[Interface markup and scripts]
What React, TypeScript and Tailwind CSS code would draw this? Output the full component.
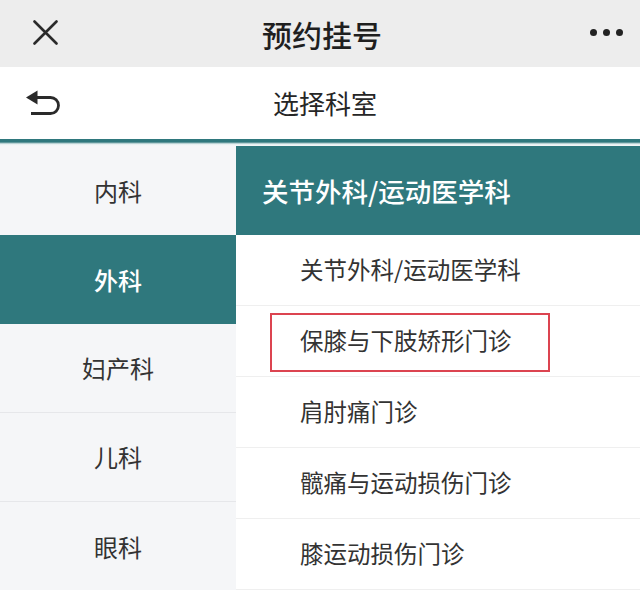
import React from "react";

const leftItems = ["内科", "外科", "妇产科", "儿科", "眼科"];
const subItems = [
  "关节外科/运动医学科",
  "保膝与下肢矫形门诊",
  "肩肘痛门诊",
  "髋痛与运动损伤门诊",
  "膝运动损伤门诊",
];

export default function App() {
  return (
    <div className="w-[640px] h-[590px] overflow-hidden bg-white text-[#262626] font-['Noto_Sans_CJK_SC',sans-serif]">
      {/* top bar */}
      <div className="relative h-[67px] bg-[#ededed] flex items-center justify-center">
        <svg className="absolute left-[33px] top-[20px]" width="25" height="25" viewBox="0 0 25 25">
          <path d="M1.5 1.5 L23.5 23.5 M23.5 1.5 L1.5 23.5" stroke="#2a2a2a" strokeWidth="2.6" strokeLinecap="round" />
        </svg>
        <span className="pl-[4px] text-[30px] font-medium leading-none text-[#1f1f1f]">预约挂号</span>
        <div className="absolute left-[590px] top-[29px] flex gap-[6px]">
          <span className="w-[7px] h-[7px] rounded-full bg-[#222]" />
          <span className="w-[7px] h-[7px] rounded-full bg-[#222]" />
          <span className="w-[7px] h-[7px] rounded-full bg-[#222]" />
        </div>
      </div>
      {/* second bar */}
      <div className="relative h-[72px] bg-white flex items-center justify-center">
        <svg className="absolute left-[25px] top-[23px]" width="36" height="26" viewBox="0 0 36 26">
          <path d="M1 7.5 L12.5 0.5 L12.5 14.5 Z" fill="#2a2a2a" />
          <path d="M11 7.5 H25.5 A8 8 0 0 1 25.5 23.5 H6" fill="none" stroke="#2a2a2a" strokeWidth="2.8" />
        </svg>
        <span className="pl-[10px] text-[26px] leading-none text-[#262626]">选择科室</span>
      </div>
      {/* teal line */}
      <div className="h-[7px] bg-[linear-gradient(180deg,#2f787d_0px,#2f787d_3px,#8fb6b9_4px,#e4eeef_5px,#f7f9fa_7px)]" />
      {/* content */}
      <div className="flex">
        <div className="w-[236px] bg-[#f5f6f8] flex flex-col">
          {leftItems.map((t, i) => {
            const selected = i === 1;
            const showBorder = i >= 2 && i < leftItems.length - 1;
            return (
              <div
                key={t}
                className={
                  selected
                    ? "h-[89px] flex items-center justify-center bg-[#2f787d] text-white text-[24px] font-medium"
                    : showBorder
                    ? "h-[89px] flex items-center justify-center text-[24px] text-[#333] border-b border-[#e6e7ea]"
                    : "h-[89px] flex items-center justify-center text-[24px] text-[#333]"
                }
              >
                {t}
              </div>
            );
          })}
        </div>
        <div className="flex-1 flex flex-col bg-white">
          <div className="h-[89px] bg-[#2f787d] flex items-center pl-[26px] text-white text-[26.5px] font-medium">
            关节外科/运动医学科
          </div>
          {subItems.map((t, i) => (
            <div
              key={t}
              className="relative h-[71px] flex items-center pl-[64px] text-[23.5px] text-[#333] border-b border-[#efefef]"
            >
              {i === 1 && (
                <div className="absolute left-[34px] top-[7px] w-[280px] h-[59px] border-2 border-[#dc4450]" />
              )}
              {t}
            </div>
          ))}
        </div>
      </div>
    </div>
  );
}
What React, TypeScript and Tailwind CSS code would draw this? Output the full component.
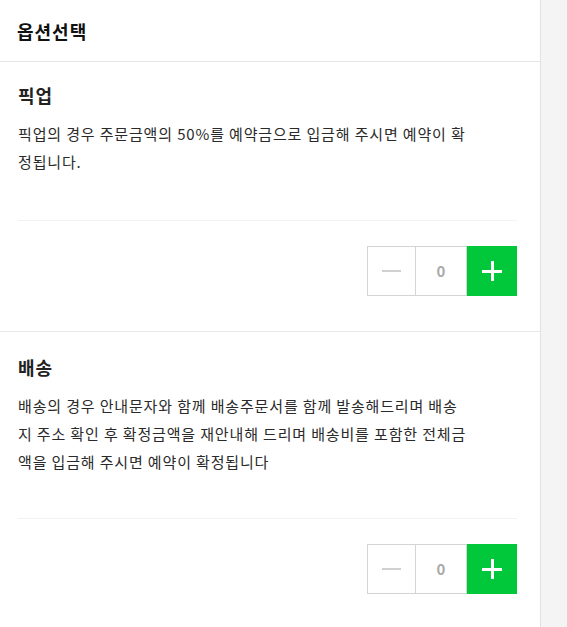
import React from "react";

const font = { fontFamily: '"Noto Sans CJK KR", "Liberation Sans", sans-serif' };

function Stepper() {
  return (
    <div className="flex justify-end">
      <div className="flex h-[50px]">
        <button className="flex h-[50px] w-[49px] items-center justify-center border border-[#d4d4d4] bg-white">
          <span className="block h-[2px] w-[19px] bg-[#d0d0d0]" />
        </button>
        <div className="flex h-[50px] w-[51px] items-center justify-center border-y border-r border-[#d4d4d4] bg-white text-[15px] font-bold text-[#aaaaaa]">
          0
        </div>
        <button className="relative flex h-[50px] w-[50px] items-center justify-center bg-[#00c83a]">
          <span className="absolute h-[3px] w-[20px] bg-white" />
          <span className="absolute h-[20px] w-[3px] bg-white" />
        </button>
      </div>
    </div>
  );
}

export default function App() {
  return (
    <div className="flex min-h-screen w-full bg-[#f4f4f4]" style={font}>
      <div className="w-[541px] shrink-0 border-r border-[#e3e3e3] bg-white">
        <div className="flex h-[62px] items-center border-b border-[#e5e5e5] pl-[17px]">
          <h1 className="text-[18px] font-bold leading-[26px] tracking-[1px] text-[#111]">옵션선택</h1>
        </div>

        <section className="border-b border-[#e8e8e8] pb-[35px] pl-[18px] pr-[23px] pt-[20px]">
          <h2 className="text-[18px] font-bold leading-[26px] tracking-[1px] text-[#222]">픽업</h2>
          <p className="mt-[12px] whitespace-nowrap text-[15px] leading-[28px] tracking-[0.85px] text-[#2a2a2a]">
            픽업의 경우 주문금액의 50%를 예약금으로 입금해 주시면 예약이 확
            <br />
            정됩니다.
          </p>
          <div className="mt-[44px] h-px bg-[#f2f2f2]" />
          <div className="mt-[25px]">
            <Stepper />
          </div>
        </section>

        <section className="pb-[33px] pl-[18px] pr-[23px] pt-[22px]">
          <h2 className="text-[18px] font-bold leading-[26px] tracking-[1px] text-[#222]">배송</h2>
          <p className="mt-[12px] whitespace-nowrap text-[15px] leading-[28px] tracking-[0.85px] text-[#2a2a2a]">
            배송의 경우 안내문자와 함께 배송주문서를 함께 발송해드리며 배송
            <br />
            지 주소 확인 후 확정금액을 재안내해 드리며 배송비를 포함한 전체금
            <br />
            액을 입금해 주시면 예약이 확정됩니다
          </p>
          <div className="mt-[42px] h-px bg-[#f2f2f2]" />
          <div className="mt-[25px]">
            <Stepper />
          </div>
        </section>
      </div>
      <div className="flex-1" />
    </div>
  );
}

### Directions for this task
Transcribe all the lines above exactly, apart from the pictures.

### Task solution
What React, TypeScript and Tailwind CSS code would draw this? Output the full component.
import React from "react";

const leftItems = ["内科", "外科", "妇产科", "儿科", "眼科"];
const subItems = [
  "关节外科/运动医学科",
  "保膝与下肢矫形门诊",
  "肩肘痛门诊",
  "髋痛与运动损伤门诊",
  "膝运动损伤门诊",
];

export default function App() {
  return (
    <div className="w-[640px] h-[590px] overflow-hidden bg-white text-[#262626] font-['Noto_Sans_CJK_SC',sans-serif]">
      {/* top bar */}
      <div className="relative h-[67px] bg-[#ededed] flex items-center justify-center">
        <svg className="absolute left-[33px] top-[20px]" width="25" height="25" viewBox="0 0 25 25">
          <path d="M1.5 1.5 L23.5 23.5 M23.5 1.5 L1.5 23.5" stroke="#2a2a2a" strokeWidth="2.6" strokeLinecap="round" />
        </svg>
        <span className="pl-[4px] text-[30px] font-medium leading-none text-[#1f1f1f]">预约挂号</span>
        <div className="absolute left-[590px] top-[29px] flex gap-[6px]">
          <span className="w-[7px] h-[7px] rounded-full bg-[#222]" />
          <span className="w-[7px] h-[7px] rounded-full bg-[#222]" />
          <span className="w-[7px] h-[7px] rounded-full bg-[#222]" />
        </div>
      </div>
      {/* second bar */}
      <div className="relative h-[72px] bg-white flex items-center justify-center">
        <svg className="absolute left-[25px] top-[23px]" width="36" height="26" viewBox="0 0 36 26">
          <path d="M1 7.5 L12.5 0.5 L12.5 14.5 Z" fill="#2a2a2a" />
          <path d="M11 7.5 H25.5 A8 8 0 0 1 25.5 23.5 H6" fill="none" stroke="#2a2a2a" strokeWidth="2.8" />
        </svg>
        <span className="pl-[10px] text-[26px] leading-none text-[#262626]">选择科室</span>
      </div>
      {/* teal line */}
      <div className="h-[7px] bg-[linear-gradient(180deg,#2f787d_0px,#2f787d_3px,#8fb6b9_4px,#e4eeef_5px,#f7f9fa_7px)]" />
      {/* content */}
      <div className="flex">
        <div className="w-[236px] bg-[#f5f6f8] flex flex-col">
          {leftItems.map((t, i) => {
            const selected = i === 1;
            const showBorder = i >= 2 && i < leftItems.length - 1;
            return (
              <div
                key={t}
                className={
                  selected
                    ? "h-[89px] flex items-center justify-center bg-[#2f787d] text-white text-[24px] font-medium"
                    : showBorder
                    ? "h-[89px] flex items-center justify-center text-[24px] text-[#333] border-b border-[#e6e7ea]"
                    : "h-[89px] flex items-center justify-center text-[24px] text-[#333]"
                }
              >
                {t}
              </div>
            );
          })}
        </div>
        <div className="flex-1 flex flex-col bg-white">
          <div className="h-[89px] bg-[#2f787d] flex items-center pl-[26px] text-white text-[26.5px] font-medium">
            关节外科/运动医学科
          </div>
          {subItems.map((t, i) => (
            <div
              key={t}
              className="relative h-[71px] flex items-center pl-[64px] text-[23.5px] text-[#333] border-b border-[#efefef]"
            >
              {i === 1 && (
                <div className="absolute left-[34px] top-[7px] w-[280px] h-[59px] border-2 border-[#dc4450]" />
              )}
              {t}
            </div>
          ))}
        </div>
      </div>
    </div>
  );
}
What React, TypeScript and Tailwind CSS code would draw this? Output the full component.
import React from "react";

const font = { fontFamily: '"Noto Sans CJK KR", "Liberation Sans", sans-serif' };

function Stepper() {
  return (
    <div className="flex justify-end">
      <div className="flex h-[50px]">
        <button className="flex h-[50px] w-[49px] items-center justify-center border border-[#d4d4d4] bg-white">
          <span className="block h-[2px] w-[19px] bg-[#d0d0d0]" />
        </button>
        <div className="flex h-[50px] w-[51px] items-center justify-center border-y border-r border-[#d4d4d4] bg-white text-[15px] font-bold text-[#aaaaaa]">
          0
        </div>
        <button className="relative flex h-[50px] w-[50px] items-center justify-center bg-[#00c83a]">
          <span className="absolute h-[3px] w-[20px] bg-white" />
          <span className="absolute h-[20px] w-[3px] bg-white" />
        </button>
      </div>
    </div>
  );
}

export default function App() {
  return (
    <div className="flex min-h-screen w-full bg-[#f4f4f4]" style={font}>
      <div className="w-[541px] shrink-0 border-r border-[#e3e3e3] bg-white">
        <div className="flex h-[62px] items-center border-b border-[#e5e5e5] pl-[17px]">
          <h1 className="text-[18px] font-bold leading-[26px] tracking-[1px] text-[#111]">옵션선택</h1>
        </div>

        <section className="border-b border-[#e8e8e8] pb-[35px] pl-[18px] pr-[23px] pt-[20px]">
          <h2 className="text-[18px] font-bold leading-[26px] tracking-[1px] text-[#222]">픽업</h2>
          <p className="mt-[12px] whitespace-nowrap text-[15px] leading-[28px] tracking-[0.85px] text-[#2a2a2a]">
            픽업의 경우 주문금액의 50%를 예약금으로 입금해 주시면 예약이 확
            <br />
            정됩니다.
          </p>
          <div className="mt-[44px] h-px bg-[#f2f2f2]" />
          <div className="mt-[25px]">
            <Stepper />
          </div>
        </section>

        <section className="pb-[33px] pl-[18px] pr-[23px] pt-[22px]">
          <h2 className="text-[18px] font-bold leading-[26px] tracking-[1px] text-[#222]">배송</h2>
          <p className="mt-[12px] whitespace-nowrap text-[15px] leading-[28px] tracking-[0.85px] text-[#2a2a2a]">
            배송의 경우 안내문자와 함께 배송주문서를 함께 발송해드리며 배송
            <br />
            지 주소 확인 후 확정금액을 재안내해 드리며 배송비를 포함한 전체금
            <br />
            액을 입금해 주시면 예약이 확정됩니다
          </p>
          <div className="mt-[42px] h-px bg-[#f2f2f2]" />
          <div className="mt-[25px]">
            <Stepper />
          </div>
        </section>
      </div>
      <div className="flex-1" />
    </div>
  );
}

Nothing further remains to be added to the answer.